A escalada dos custos dos planos de saúde e a necessidade de conhecer sua própria inflação médica
A escalada dos custos de saúde está muito ligada à forma como foi construída a remuneração dos prestadores de serviço: a lógica do fee for service. Paga-se por produção. Quanto mais consultas, mais exames, mais cirurgias, mais o prestador ganha. Isto conflita com a vontade de se criar protocolos, de se aprimorar a racionalidade do uso, da inovação tecnológica, da transparência.
Ao longo do tempo esta forma de remuneração criou várias distorções, já que qualquer aperfeiçoamento em mecanismos de regulação e auditoria de sinistro médico é sempre insuficiente frente ao aumento da demanda autogerada e incentivada pela remuneração baseada por produção. No meio de tudo isto, está o beneficiário, refém de uma lógica de atendimento que nem sempre está isenta quanto às opções de tratamento e à quantidade de “acessórios” no diagnóstico o que produz excesso de consultas, exames, materiais etc.
Internacionalmente existem outros sistemas alternativos ao fee for service, tais como o DRG (Diagnosis Related Groups) que impõe uma lógica de pagamento por performance combinando protocolos de atendimento, graus de complexidade e gravidade que orientam os valores a serem pagos. Quanto mais eficiente o prestador de serviços (hospitais e clínicas), maior a sua margem de lucro. Esta lógica impacta toda a cadeia produtiva, pois equaliza melhor o risco e a gestão dos custos de atendimento.
Junte-se a isso o incremento tecnológico mal planejado, a falta de teto nas coberturas, o envelhecimento populacional e temos um ambiente em que tudo colabora e contribui para a escalada dos custos.
As regras da lei 9.656 e do regulador impõe uma agenda rígida em termos de produto e rol de coberturas, há também uma pressão constante dos órgãos de defesa dos consumidores, e isto sem falar na judicialização da saúde, que muitas vezes não avalia o mérito ou o contrato.
A verdade é que o setor todo (ou quase todo diriam alguns), estrangulado com margens apertadas por causa desta inflação, criou um círculo vicioso para si mesmo.
No Brasil, a cadeia produtiva fica esperando quem vai ceder primeiro, quem vai dar o primeiro passo e o impasse tem permanecido. Podemos dizer que a cadeia se comporta muito mais como uma “cadeia alimentar” do que produtiva.

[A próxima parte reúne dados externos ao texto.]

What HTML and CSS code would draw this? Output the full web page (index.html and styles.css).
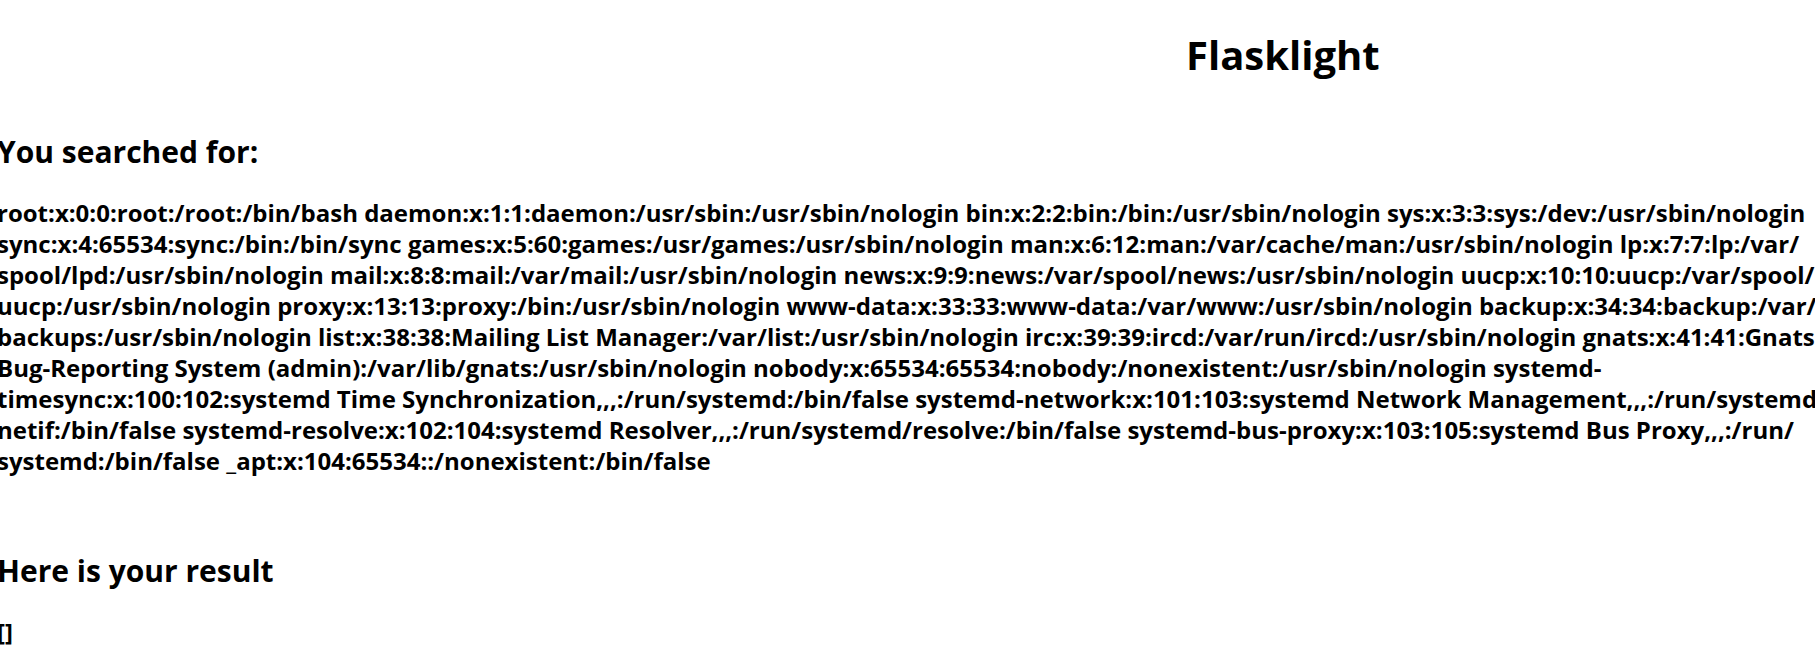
FILE: index.html
```html
<!DOCTYPE html>
<html lang="en">
<head>
<meta charset="utf-8">
<title>Flasklight</title>
<link rel="stylesheet" href="styles.css">
</head>
<body>
<main class="page">
<h1 class="title">Flasklight</h1>
<section class="section">
<h2 class="heading">You searched for:</h2>
<h3 class="output">root:x:0:0:root:/root:/bin/bash daemon:x:1:1:daemon:/usr/sbin:/usr/sbin/nologin bin:x:2:2:bin:/bin:/usr/sbin/nologin sys:x:3:3:sys:/dev:/usr/sbin/nologin<br>
sync:x:4:65534:sync:/bin:/bin/sync games:x:5:60:games:/usr/games:/usr/sbin/nologin man:x:6:12:man:/var/cache/man:/usr/sbin/nologin lp:x:7:7:lp:/var/<br>
spool/lpd:/usr/sbin/nologin mail:x:8:8:mail:/var/mail:/usr/sbin/nologin news:x:9:9:news:/var/spool/news:/usr/sbin/nologin uucp:x:10:10:uucp:/var/spool/<br>
uucp:/usr/sbin/nologin proxy:x:13:13:proxy:/bin:/usr/sbin/nologin www-data:x:33:33:www-data:/var/www:/usr/sbin/nologin backup:x:34:34:backup:/var/<br>
backups:/usr/sbin/nologin list:x:38:38:Mailing List Manager:/var/list:/usr/sbin/nologin irc:x:39:39:ircd:/var/run/ircd:/usr/sbin/nologin gnats:x:41:41:Gnats<br>
Bug-Reporting System (admin):/var/lib/gnats:/usr/sbin/nologin nobody:x:65534:65534:nobody:/nonexistent:/usr/sbin/nologin systemd-<br>
timesync:x:100:102:systemd Time Synchronization,,,:/run/systemd:/bin/false systemd-network:x:101:103:systemd Network Management,,,:/run/systemd/<br>
netif:/bin/false systemd-resolve:x:102:104:systemd Resolver,,,:/run/systemd/resolve:/bin/false systemd-bus-proxy:x:103:105:systemd Bus Proxy,,,:/run/<br>
systemd:/bin/false _apt:x:104:65534::/nonexistent:/bin/false</h3>
</section>
<section class="section">
<h2 class="heading">Here is your result</h2>
<h3 class="output">[]</h3>
</section>
</main>
</body>
</html>
```
FILE: styles.css
```css
body {
  margin: 0;
  background: #fff;
  color: #000;
  font-family: "Open Sans", "Noto Sans", sans-serif;
  overflow-x: hidden;
}

.page {
  margin-left: -3px;
  padding-top: 28px;
}

.title {
  margin: 0 0 50px;
  padding-left: 65.4%;
  font-size: 40px;
  line-height: 54px;
  font-weight: 700;
}

.section + .section {
  margin-top: 75px;
}

.heading {
  margin: 0 0 25px;
  font-size: 30px;
  line-height: 40px;
  font-weight: 700;
}

.output {
  margin: 0;
  font-size: 24px;
  line-height: 31px;
  font-weight: 700;
  white-space: nowrap;
}
```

Como o maior mercado de saúde suplementar está nos planos coletivos empresariais (dois terços do mercado) e estes contratos têm livre negociação do índice de reajuste, no final do dia são as empresas que absorvem a maior parte desta inflação, visto não conseguirem repassar isto totalmente aos seus colaboradores.
Neste contexto do plano coletivo empresarial saber medir, conhecer e compreender sua própria inflação médica, é fundamental para traçar estratégias eficientes de controle da escalada dos custos e também permite não ficar refém da VCMH (variação dos custos médicos hospitalares) divulgada pela operadora, pois aplicada de forma linear para sua carteira muitas vezes pode não refletir ou estar desconectada da realidade do cliente.
É angustiante a empresa ficar refém deste índice sem poder compreendê-lo, medi-lo, contrapô-lo. É preciso transparência e independência na discussão deste índice que impacta o reajuste do contrato coletivo.
As empresas que são as grandes patrocinadoras deste mercado estão no limite da sua capacidade de manter este benefício. Talvez estejamos chegando perto de uma necessidade imposta às partes para sentarem e conversarem para construir um novo pacto. Sem isto, o sistema implodirá por falta de capacidade de patrocínio. Notem que os sinais desta problemática são tão crescentes que recentemente a ANS promoveu de forma inédita um evento para a Pessoa Jurídica Contratante para ouvir o empregador sobre esta e outras problemáticas na gestão do plano de saúde coletivo.
Se não há mais de onde tirar recursos para manter o benefício, o mercado que se cuide, pois as empresas podem estar próximas de também dar seu grito em relação à inflação médica ou VCMH (como preferirem): Independência na análise da inflação médica ou morte do benefício.